We think, therefore, that the grantees derived no power under the treaty to dispossess by force these Indians, or right of entry, so as to sustain an ejectment in a court of law; that no private remedy of this nature was contemplated by the treaty, and that a forcible removal must be made, if made at all, under the direction of the United States; that this interpretation is in accordance with the usages and practice of the government in providing for the removal of Indian tribes from their ancient possessions, with the fitness and propriety of the thing itself, and with the fair import of the language of the several articles bearing upon the subject.

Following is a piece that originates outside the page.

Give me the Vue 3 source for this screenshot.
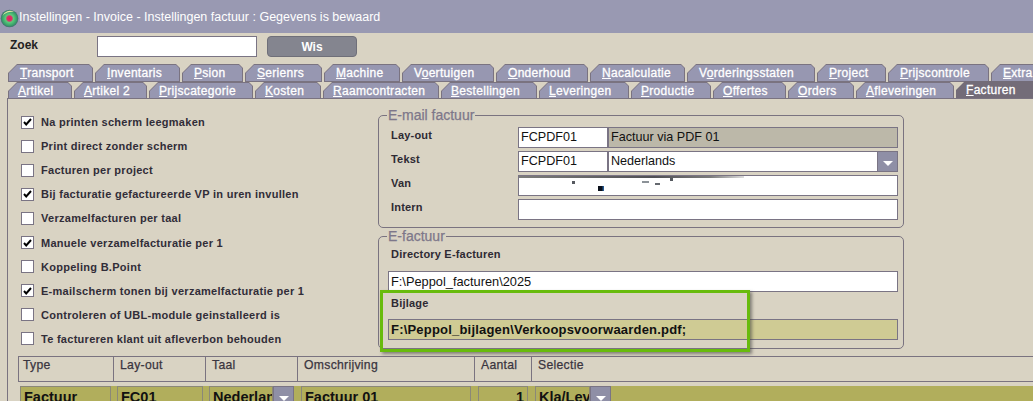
<script setup>
const row1 = [
  { k: 'T', t: 'ransport', w: 87 },
  { k: 'I', t: 'nventaris', w: 87 },
  { k: 'P', t: 'sion', w: 63 },
  { k: 'S', t: 'erienrs', w: 79 },
  { k: 'M', t: 'achine', w: 78 },
  { k: 'Vo', t: 'ertuigen', w: 94, u: 'second' },
  { k: 'O', t: 'nderhoud', w: 94 },
  { k: 'N', t: 'acalculatie', w: 97 },
  { k: 'Vo', t: 'rderingsstaten', w: 130, u: 'second' },
  { k: 'P', t: 'roject', w: 71 },
  { k: 'P', t: 'rijscontrole', w: 103 },
  { k: 'E', t: 'xtra', w: 50 }
]
const row2 = [
  { k: 'A', t: 'rtikel', w: 66 },
  { k: 'A', t: 'rtikel 2', w: 75 },
  { k: 'P', t: 'rijscategorie', w: 106 },
  { k: 'K', t: 'osten', w: 68 },
  { k: 'R', t: 'aamcontracten', w: 118 },
  { k: 'B', t: 'estellingen', w: 98 },
  { k: 'L', t: 'everingen', w: 92 },
  { k: 'P', t: 'roductie', w: 82 },
  { k: 'O', t: 'ffertes', w: 75 },
  { k: 'O', t: 'rders', w: 68 },
  { k: 'A', t: 'fleveringen', w: 100 },
  { k: 'F', t: 'acturen', w: 80, active: true }
]
const checks = [
  ['Na printen scherm leegmaken', true],
  ['Print direct zonder scherm', false],
  ['Facturen per project', false],
  ['Bij facturatie gefactureerde VP in uren invullen', true],
  ['Verzamelfacturen per taal', false],
  ['Manuele verzamelfacturatie per 1', true],
  ['Koppeling B.Point', false],
  ['E-mailscherm tonen bij verzamelfacturatie per 1', true],
  ['Controleren of UBL-module geinstalleerd is', false],
  ['Te factureren klant uit afleverbon behouden', false]
]
const columns = [
  ['Type', 95], ['Lay-out', 92], ['Taal', 92], ['Omschrijving', 177], ['Aantal', 57], ['Selectie', 502]
]
</script>

<template>
  <div class="screen">
    <header class="titlebar">
      <svg class="logo" width="19" height="19" viewBox="0 0 19 19">
        <defs>
          <radialGradient id="orb" cx="50%" cy="50%" r="52%">
            <stop offset="0" stop-color="#e81c58" />
            <stop offset=".28" stop-color="#dc2f68" />
            <stop offset=".42" stop-color="#5ecb7c" />
            <stop offset=".78" stop-color="#38a06a" />
            <stop offset="1" stop-color="#46606e" />
          </radialGradient>
        </defs>
        <circle cx="9.5" cy="9.5" r="8.8" fill="url(#orb)" />
        <path d="M2.5 7 A7.8 7.8 0 0 1 14 3 A10 7 0 0 0 2.5 7Z" fill="#e8e6a8" />
      </svg>
      <span class="title">Instellingen - Invoice - Instellingen factuur : Gegevens is bewaard</span>
    </header>

    <div class="search">
      <span class="search-label">Zoek</span>
      <input class="search-input" type="text" />
      <button class="wis">Wis</button>
    </div>

    <div class="tabs row-one">
      <div v-for="tab in row1" :key="tab.t" class="tab" :style="{ width: tab.w + 'px' }">
        <span v-if="tab.u" class="tab-text">{{ tab.k[0] }}<u>{{ tab.k[1] }}</u>{{ tab.t }}</span>
        <span v-else class="tab-text"><u>{{ tab.k }}</u>{{ tab.t }}</span>
      </div>
    </div>
    <div class="tabs row-two">
      <div v-for="tab in row2" :key="tab.t" class="tab" :class="{ active: tab.active }" :style="{ width: tab.w + 'px' }">
        <span class="tab-text"><u>{{ tab.k }}</u>{{ tab.t }}</span>
      </div>
    </div>

    <main class="panel">
      <div class="top-area">
        <ul class="checks">
          <li v-for="item in checks" :key="item[0]" class="check">
            <span class="box">
              <svg v-if="item[1]" width="9" height="8" viewBox="0 0 9 8">
                <path d="M1 4 L3.2 6.4 L8 1" fill="none" stroke="#000" stroke-width="2" />
              </svg>
            </span>
            <span>{{ item[0] }}</span>
          </li>
        </ul>

        <div class="groups">
          <fieldset class="group mail">
            <legend>E-mail factuur</legend>
            <div class="form-row">
              <label>Lay-out</label>
              <div class="field code">FCPDF01</div>
              <div class="field fill grey">Factuur via PDF 01</div>
            </div>
            <div class="form-row">
              <label>Tekst</label>
              <div class="field code">FCPDF01</div>
              <div class="field fill">Nederlands</div>
              <span class="arrow-btn"><i></i></span>
            </div>
            <div class="form-row">
              <label>Van</label>
              <div class="field fill smeared">
                <span class="smear"></span>
                <span class="spot spot-dark"></span>
                <span class="spot spot-a"></span>
                <span class="spot spot-b"></span>
                <span class="spot spot-c"></span>
                <span class="spot spot-d"></span>
              </div>
            </div>
            <div class="form-row">
              <label>Intern</label>
              <div class="field fill"></div>
            </div>
          </fieldset>

          <fieldset class="group efactuur">
            <legend>E-factuur</legend>
            <label class="stack-label first">Directory E-facturen</label>
            <div class="field wide">F:\Peppol_facturen\2025</div>
            <label class="stack-label second">Bijlage</label>
            <div class="field wide olive">F:\Peppol_bijlagen\Verkoopsvoorwaarden.pdf;</div>
            <div class="highlight"></div>
          </fieldset>
        </div>
      </div>

      <div class="grid-head">
        <div v-for="col in columns" :key="col[0]" class="head-cell" :style="{ width: col[1] + 'px' }">{{ col[0] }}</div>
      </div>
      <div class="grid-row">
        <div class="cell c-type">Factuur</div>
        <div class="cell c-layout">FC01</div>
        <div class="combo c-taal"><div class="cell">Nederlands</div><span class="arrow-btn"><i></i></span></div>
        <div class="cell c-desc">Factuur 01</div>
        <div class="cell c-num">1</div>
        <div class="combo c-sel"><div class="cell">Kla/Lev</div><span class="arrow-btn"><i></i></span></div>
      </div>
    </main>
  </div>
</template>

<style>
html, body { margin: 0; overflow: hidden; background: #d9d3c3; }
</style>

<style scoped>
.screen {
  width: 1033px;
  height: 401px;
  overflow: hidden;
  background: #d9d3c3;
  font-family: "Liberation Sans", Arial, sans-serif;
  color: #2e2a33;
  position: relative;
}
.titlebar {
  height: 33px;
  background: #9999b2;
  display: flex;
  align-items: center;
  box-sizing: border-box;
}
.logo { flex: none; margin-top: 3px; }
.title { color: #fff; font-size: 12.5px; }
.search {
  height: 31px;
  display: flex;
  align-items: flex-start;
  box-sizing: border-box;
  padding: 3px 0 0 10px;
}
.search-label { width: 87px; font-size: 12px; font-weight: bold; line-height: 19px; color: #222; }
.search-input {
  width: 160px;
  height: 21px;
  box-sizing: border-box;
  border: 1px solid #7a7484;
  background: #fff;
  padding: 0;
  margin: 0;
  outline: none;
}
.wis {
  width: 90px;
  height: 21px;
  margin-left: 10px;
  border: 1px solid #6f6f79;
  border-radius: 4px;
  background: #84858f;
  color: #fff;
  font: bold 12px "Liberation Sans", Arial, sans-serif;
  padding: 0;
}
.tabs { display: flex; padding-left: 8px; }
.row-one { height: 18px; }
.row-two { height: 16px; }
.tab {
  position: relative;
  flex: none;
  box-sizing: border-box;
  height: 18px;
  padding-left: 12px;
  background: #7a7380;
  color: #fff;
  font-size: 12px;
  letter-spacing: .3px;
  -webkit-text-stroke: .3px #fff;
  line-height: 19px;
  white-space: nowrap;
  clip-path: polygon(9px 0, calc(100% - 6px) 0, calc(100% - 2px) 4px, calc(100% - 2px) 100%, 0 100%, 0 9px);
}
.tab::before {
  content: "";
  position: absolute;
  inset: 1px 3px 1px 1px;
  background: #9797b1;
  clip-path: polygon(8px 0, calc(100% - 3px) 0, 100% 3px, 100% 100%, 0 100%, 0 8px);
}
.tab-text { position: relative; }
.row-two .tab { height: 16px; line-height: 19px; padding-left: 10px; }
.row-two .tab::before { inset: 1px 3px 0 1px; }
.row-two .tab.active {
  background: #736c78;
  margin-top: -1px;
  height: 17px;
  line-height: 18px;
  clip-path: polygon(9px 0, 100% 0, 100% 100%, 0 100%, 0 9px);
}
.tab.active::before { background: #736c78; }
.panel {
  margin-left: 7px;
  border-left: 1px solid #7a7380;
  border-top: 1px solid #7a7380;
  height: 303px;
  box-sizing: border-box;
}
.top-area { display: flex; height: 257px; }
.checks {
  list-style: none;
  margin: 0;
  padding: 11px 0 0 13px;
  width: 370px;
  box-sizing: border-box;
  flex: none;
}
.check {
  height: 24.1px;
  display: flex;
  align-items: center;
  font-size: 11px;
  font-weight: bold;
  letter-spacing: .28px;
  color: #312d38;
}
.box {
  width: 13px;
  height: 13px;
  flex: none;
  box-sizing: border-box;
  border: 1px solid #7a7484;
  background: #fff;
  margin-right: 7px;
  display: flex;
  align-items: center;
  justify-content: center;
}
.groups { width: 526px; padding-top: 9px; flex: none; }
.group {
  margin: 0;
  padding: 0;
  border: 1px solid #7a7380;
  border-radius: 5px;
  height: 120px;
  box-sizing: border-box;
  position: relative;
  min-width: 0;
}
.group legend {
  padding: 0 1px;
  font-size: 14px;
  line-height: 14px;
  font-weight: normal;
  color: #7d778a;
  -webkit-text-stroke: .25px #7d778a;
}
.mail { margin-bottom: 1px; }
.mail legend { margin-left: 8px; }
.efactuur legend { margin-left: -1px; }
.form-row {
  display: flex;
  height: 21px;
  margin: 0 5px 3px 12px;
}
.form-row:first-of-type { margin-top: 5px; }
.form-row label { width: 127px; flex: none; font-size: 11px; font-weight: bold; letter-spacing: .2px; line-height: 17px; color: #2e2a33; }
.field {
  box-sizing: border-box;
  height: 21px;
  border: 1px solid #7a7484;
  background: #fff;
  font-size: 12.6px;
  line-height: 19px;
  padding-left: 2px;
  color: #111;
  white-space: nowrap;
  overflow: hidden;
}
.code { width: 90px; flex: none; }
.fill { flex: 1; min-width: 0; }
.grey { background: #bcb8a9; }
.smeared { position: relative; }
.smear {
  position: absolute;
  left: 0;
  top: 0;
  width: 225px;
  height: 2px;
  background: linear-gradient(90deg, #7c7c7a, #4f4f54 60%, #7a7a7a 85%, #ddd 100%);
  filter: blur(.5px);
}
.spot { position: absolute; background: #8c9298; filter: blur(.6px); }
.spot-dark { left: 79px; top: 10px; width: 6px; height: 5px; background: linear-gradient(90deg, #0a0f1a 60%, #2a6cb0); }
.spot-a { left: 53px; top: 5px; width: 3px; height: 3px; background: #55595f; }
.spot-b { left: 123px; top: 5px; width: 7px; height: 2px; }
.spot-c { left: 136px; top: 7px; width: 5px; height: 2px; background: #65696f; }
.spot-d { left: 151px; top: 2px; width: 3px; height: 3px; background: #55595f; }
.arrow-btn {
  width: 21px;
  height: 21px;
  flex: none;
  box-sizing: border-box;
  border: 1px solid #7a7484;
  background: #8f8fa6;
  display: flex;
  align-items: center;
  justify-content: center;
}
.arrow-btn i {
  width: 0;
  height: 0;
  border-left: 5px solid transparent;
  border-right: 5px solid transparent;
  border-top: 5px solid #fff;
  margin-top: 3px;
}
.form-row .arrow-btn { margin-left: -1px; }
.efactuur { padding: 0 5px 0 9px; }
.stack-label { display: block; font-size: 11px; font-weight: bold; letter-spacing: .2px; line-height: 13px; color: #2e2a33; padding-left: 3px; }
.stack-label.first { margin-top: 5px; margin-bottom: 10px; }
.stack-label.second { margin-top: 5px; margin-bottom: 9px; }
.wide { width: 510px; font-size: 12.8px; }
.olive { background: #cfcb94; font-size: 13px; font-weight: bold; letter-spacing: .2px; color: #111; }
.highlight {
  position: absolute;
  left: 1px;
  top: 47px;
  width: 370px;
  height: 62px;
  box-sizing: border-box;
  border: 3px solid #68bb0c;
  box-shadow: 2px 2px 3px rgba(60, 60, 60, .55);
}
.grid-head {
  display: flex;
  height: 26px;
  margin-left: 10px;
  box-sizing: border-box;
  border-top: 1px solid #7a7380;
  border-bottom: 1px solid #7a7380;
}
.head-cell {
  box-sizing: border-box;
  border-left: 1px solid #7a7380;
  font-size: 12.2px;
  -webkit-text-stroke: .25px #3a3540;
  padding: 1px 0 0 6px;
  letter-spacing: .3px;
  color: #3a3540;
  flex: none;
}
.head-cell:first-child { padding-left: 4px; }
.grid-row {
  display: flex;
  margin: 4px 0 0 12px;
  height: 21px;
  align-items: flex-start;
  background: #b1ae5c;
}
.cell {
  box-sizing: border-box;
  height: 21px;
  background: #b1ae5c;
  border: 1px solid #8b8878;
  border-bottom: 0;
  font-size: 14.5px;
  font-weight: bold;
  line-height: 20px;
  padding-left: 3px;
  color: #111;
  overflow: hidden;
  white-space: nowrap;
  flex: none;
}
.combo { display: flex; flex: none; }
.c-type { width: 91px; margin-right: 6px; }
.c-layout { width: 86px; margin-right: 6px; }
.c-taal { width: 85px; margin-right: 7px; }
.c-taal .cell { width: 64px; }
.c-desc { width: 170px; margin-right: 7px; }
.c-num { width: 50px; margin-right: 7px; text-align: right; padding-right: 3px; }
.c-sel { width: 76px; }
.c-sel .cell { width: 55px; }
</style>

An objection was taken on the argument to the validity of the treaty on the ground that the Tonawanda band of the Seneca Indians were not represented by the chiefs and head men of the band in the negotiations and execution of it. But the answer to this is that the treaty, after executed and ratified by the proper authorities of the government, becomes the supreme law of the land, and the courts can no more go behind it for the purpose of annulling its effect and operation than they can behind an act of Congress. 5 U. S. 1 Cranch 103; 31 U. S. 6 Pet. 735; 51 U. S. 10 How. 442; 27 U. S. 2 Pet. 307, 27 U. S. 309 , 27 U. S. 314 ; 3 Story Const.Law 695
The view we have taken of the case makes it unnecessary to examine the ground upon which the learned court below placed their decision; that court held the appraisal of the improvements, and payment therefor, were conditions precedent to the surrender of them by the Indians, and that the refusal of the Tonawanda band to permit the appraisal did not excuse the performance of these conditions. The ground upon which we have placed our judgment is not in conflict with this view. We hold that the performance was not a duty that belonged to the grantees, but for the government under the treaty.
We think the judgment of the court below right, and should be affirmed.